● Records with interface code
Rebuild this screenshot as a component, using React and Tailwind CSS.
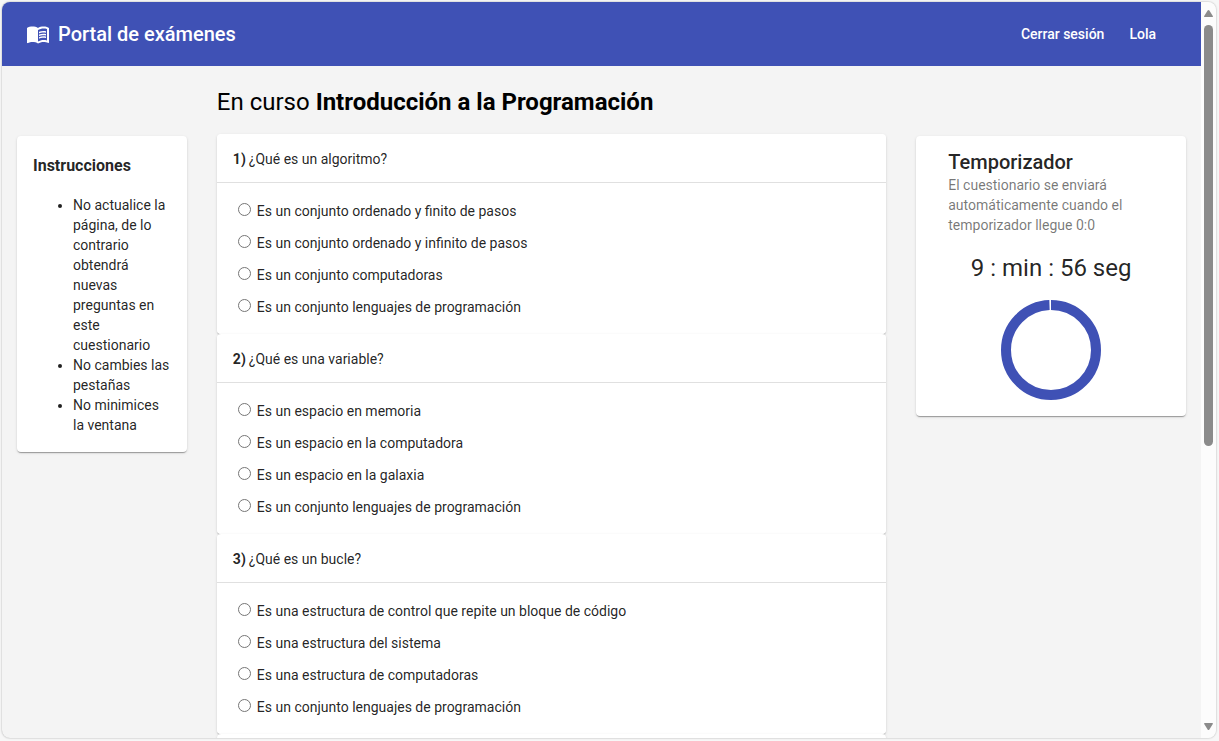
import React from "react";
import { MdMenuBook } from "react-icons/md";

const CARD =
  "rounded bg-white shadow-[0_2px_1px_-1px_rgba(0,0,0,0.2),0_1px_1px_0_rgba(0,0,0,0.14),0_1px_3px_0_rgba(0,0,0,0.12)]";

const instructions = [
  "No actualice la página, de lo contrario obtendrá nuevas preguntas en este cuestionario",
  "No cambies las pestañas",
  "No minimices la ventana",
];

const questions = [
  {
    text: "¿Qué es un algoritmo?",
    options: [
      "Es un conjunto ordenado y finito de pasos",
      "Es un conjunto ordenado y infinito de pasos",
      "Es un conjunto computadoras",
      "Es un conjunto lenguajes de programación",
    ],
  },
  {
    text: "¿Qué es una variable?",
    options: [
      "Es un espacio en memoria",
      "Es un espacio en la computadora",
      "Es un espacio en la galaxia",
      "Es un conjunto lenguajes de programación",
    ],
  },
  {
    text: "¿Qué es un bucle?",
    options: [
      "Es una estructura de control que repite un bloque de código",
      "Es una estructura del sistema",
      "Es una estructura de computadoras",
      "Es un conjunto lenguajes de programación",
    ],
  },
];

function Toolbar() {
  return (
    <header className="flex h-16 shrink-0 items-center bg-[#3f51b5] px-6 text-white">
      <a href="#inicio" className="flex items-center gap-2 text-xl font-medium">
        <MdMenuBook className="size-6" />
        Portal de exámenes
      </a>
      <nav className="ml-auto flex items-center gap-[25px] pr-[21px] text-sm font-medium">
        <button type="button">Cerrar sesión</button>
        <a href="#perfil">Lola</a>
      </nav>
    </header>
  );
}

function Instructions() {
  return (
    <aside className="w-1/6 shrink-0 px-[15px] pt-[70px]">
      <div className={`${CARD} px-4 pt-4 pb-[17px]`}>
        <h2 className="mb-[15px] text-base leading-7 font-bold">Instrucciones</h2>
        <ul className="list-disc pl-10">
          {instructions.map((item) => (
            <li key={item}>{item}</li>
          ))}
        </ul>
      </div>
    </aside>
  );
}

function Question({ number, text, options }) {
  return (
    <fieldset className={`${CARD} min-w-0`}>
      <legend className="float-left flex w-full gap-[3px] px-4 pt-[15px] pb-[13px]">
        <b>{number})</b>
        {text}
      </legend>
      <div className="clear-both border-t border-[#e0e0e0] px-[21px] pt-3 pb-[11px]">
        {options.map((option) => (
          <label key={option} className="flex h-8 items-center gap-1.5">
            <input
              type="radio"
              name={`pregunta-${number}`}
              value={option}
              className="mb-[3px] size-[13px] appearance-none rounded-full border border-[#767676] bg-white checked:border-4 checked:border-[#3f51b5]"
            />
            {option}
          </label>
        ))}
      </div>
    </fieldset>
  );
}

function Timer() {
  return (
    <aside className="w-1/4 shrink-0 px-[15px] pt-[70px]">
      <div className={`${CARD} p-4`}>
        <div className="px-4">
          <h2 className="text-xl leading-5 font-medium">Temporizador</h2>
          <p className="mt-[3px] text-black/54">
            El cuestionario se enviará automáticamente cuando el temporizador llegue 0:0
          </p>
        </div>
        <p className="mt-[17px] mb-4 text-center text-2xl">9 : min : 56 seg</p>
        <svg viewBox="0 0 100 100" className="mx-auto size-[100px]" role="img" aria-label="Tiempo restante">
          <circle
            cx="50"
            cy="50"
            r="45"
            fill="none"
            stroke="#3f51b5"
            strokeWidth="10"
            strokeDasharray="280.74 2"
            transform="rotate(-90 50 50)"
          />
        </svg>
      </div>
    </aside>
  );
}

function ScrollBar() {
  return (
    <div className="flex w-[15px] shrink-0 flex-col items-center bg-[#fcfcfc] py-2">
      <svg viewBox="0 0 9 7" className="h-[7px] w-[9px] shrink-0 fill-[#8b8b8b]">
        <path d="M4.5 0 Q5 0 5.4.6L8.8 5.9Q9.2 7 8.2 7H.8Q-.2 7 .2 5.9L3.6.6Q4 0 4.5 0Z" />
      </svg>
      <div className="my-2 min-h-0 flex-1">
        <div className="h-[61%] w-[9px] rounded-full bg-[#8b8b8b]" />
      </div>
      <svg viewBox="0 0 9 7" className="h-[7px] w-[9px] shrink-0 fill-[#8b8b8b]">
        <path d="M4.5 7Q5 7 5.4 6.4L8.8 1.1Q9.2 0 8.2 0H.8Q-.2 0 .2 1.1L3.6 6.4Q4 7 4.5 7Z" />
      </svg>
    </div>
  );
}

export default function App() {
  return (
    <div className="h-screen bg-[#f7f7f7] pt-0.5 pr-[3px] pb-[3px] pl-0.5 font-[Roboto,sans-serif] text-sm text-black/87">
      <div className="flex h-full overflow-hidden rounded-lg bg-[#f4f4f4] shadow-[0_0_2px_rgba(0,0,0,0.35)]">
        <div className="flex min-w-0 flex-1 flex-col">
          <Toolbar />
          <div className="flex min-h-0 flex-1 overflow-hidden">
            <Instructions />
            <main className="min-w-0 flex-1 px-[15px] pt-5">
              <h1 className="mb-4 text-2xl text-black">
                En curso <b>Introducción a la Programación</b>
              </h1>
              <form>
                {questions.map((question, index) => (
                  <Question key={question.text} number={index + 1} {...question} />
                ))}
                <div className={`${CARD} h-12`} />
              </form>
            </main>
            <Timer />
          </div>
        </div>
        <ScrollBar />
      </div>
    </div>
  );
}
---
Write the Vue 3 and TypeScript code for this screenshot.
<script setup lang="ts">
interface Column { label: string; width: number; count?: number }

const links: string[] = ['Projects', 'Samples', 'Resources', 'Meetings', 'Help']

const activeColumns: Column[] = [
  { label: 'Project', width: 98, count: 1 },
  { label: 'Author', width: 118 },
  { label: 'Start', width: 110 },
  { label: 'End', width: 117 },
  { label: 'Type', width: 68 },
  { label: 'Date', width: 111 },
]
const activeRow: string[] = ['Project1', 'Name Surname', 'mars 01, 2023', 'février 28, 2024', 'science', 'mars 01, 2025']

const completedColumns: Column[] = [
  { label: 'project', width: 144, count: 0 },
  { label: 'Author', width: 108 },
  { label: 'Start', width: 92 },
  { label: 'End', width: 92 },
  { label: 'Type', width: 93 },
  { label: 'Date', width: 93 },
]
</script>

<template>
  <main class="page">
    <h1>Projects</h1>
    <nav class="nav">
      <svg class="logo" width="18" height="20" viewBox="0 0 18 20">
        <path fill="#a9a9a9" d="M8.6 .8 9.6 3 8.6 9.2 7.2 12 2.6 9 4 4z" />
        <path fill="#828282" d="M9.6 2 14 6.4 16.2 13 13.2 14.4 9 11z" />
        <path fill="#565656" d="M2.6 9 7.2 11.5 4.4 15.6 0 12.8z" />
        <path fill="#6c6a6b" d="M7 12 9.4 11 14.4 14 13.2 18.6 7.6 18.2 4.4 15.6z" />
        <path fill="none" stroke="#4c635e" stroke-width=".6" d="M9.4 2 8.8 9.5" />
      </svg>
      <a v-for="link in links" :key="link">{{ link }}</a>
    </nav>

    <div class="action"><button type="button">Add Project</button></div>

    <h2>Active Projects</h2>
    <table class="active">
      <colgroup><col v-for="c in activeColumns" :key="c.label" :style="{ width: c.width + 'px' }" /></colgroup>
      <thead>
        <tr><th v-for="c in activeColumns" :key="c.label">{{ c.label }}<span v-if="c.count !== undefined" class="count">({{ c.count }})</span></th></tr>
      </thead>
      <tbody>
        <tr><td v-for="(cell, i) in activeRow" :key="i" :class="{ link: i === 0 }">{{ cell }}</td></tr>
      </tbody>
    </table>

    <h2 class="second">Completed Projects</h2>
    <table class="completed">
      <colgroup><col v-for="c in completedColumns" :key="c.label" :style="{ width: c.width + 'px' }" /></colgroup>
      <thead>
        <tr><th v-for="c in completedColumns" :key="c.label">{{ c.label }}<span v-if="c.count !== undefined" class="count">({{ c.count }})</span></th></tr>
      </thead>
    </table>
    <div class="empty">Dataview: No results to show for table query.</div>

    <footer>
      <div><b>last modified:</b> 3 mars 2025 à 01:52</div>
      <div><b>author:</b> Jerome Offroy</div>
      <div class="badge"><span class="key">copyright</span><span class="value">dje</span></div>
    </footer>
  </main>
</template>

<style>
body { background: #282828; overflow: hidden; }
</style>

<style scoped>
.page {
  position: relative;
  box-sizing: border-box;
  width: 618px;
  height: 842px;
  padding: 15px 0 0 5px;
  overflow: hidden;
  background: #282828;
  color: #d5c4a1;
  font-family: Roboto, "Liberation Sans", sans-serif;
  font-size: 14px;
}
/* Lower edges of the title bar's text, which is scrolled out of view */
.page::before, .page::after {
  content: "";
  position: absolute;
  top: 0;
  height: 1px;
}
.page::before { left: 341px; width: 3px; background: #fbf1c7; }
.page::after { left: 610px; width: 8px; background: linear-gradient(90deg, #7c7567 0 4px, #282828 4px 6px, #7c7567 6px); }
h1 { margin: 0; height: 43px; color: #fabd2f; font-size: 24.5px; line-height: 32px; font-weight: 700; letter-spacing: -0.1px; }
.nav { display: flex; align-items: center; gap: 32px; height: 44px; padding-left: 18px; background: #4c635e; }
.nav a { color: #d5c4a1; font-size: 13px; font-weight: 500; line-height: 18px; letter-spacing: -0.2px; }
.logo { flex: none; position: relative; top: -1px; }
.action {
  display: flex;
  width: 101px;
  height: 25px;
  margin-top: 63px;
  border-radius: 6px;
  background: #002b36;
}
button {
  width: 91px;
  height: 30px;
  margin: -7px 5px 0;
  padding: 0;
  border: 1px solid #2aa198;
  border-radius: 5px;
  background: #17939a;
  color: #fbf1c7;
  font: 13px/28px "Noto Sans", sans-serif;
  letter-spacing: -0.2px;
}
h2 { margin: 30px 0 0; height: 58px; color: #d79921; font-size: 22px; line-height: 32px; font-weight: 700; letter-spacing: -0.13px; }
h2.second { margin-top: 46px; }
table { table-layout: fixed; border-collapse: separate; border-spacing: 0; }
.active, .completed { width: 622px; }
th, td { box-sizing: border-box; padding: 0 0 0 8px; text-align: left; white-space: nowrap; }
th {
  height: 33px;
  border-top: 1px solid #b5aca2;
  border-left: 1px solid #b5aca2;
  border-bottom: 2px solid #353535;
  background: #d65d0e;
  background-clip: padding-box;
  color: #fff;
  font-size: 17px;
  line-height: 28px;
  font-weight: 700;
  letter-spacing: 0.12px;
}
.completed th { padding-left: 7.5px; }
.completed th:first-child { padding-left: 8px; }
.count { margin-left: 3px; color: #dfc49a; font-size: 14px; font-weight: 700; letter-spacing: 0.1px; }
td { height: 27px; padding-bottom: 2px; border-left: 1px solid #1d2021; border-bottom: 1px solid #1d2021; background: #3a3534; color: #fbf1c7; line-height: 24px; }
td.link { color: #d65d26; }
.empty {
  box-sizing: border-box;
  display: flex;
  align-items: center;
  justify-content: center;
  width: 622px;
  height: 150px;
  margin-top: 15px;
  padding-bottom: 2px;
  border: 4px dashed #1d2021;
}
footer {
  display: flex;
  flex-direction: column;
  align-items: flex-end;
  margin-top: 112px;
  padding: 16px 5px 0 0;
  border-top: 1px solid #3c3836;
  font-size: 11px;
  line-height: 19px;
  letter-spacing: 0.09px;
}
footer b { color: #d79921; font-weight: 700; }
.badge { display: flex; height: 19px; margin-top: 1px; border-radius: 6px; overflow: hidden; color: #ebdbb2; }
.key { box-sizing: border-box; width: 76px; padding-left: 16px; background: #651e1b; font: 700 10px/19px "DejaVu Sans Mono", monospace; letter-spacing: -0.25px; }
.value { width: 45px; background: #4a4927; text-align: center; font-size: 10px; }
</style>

● REQUIREMENT
From the records above, retype only the lines starting at the line that contains "Write the Vue" and ending at the line that contains "const activeRow: string[]", both included.

● RIGHT ANSWER
Write the Vue 3 and TypeScript code for this screenshot.
<script setup lang="ts">
interface Column { label: string; width: number; count?: number }

const links: string[] = ['Projects', 'Samples', 'Resources', 'Meetings', 'Help']

const activeColumns: Column[] = [
  { label: 'Project', width: 98, count: 1 },
  { label: 'Author', width: 118 },
  { label: 'Start', width: 110 },
  { label: 'End', width: 117 },
  { label: 'Type', width: 68 },
  { label: 'Date', width: 111 },
]
const activeRow: string[] = ['Project1', 'Name Surname', 'mars 01, 2023', 'février 28, 2024', 'science', 'mars 01, 2025']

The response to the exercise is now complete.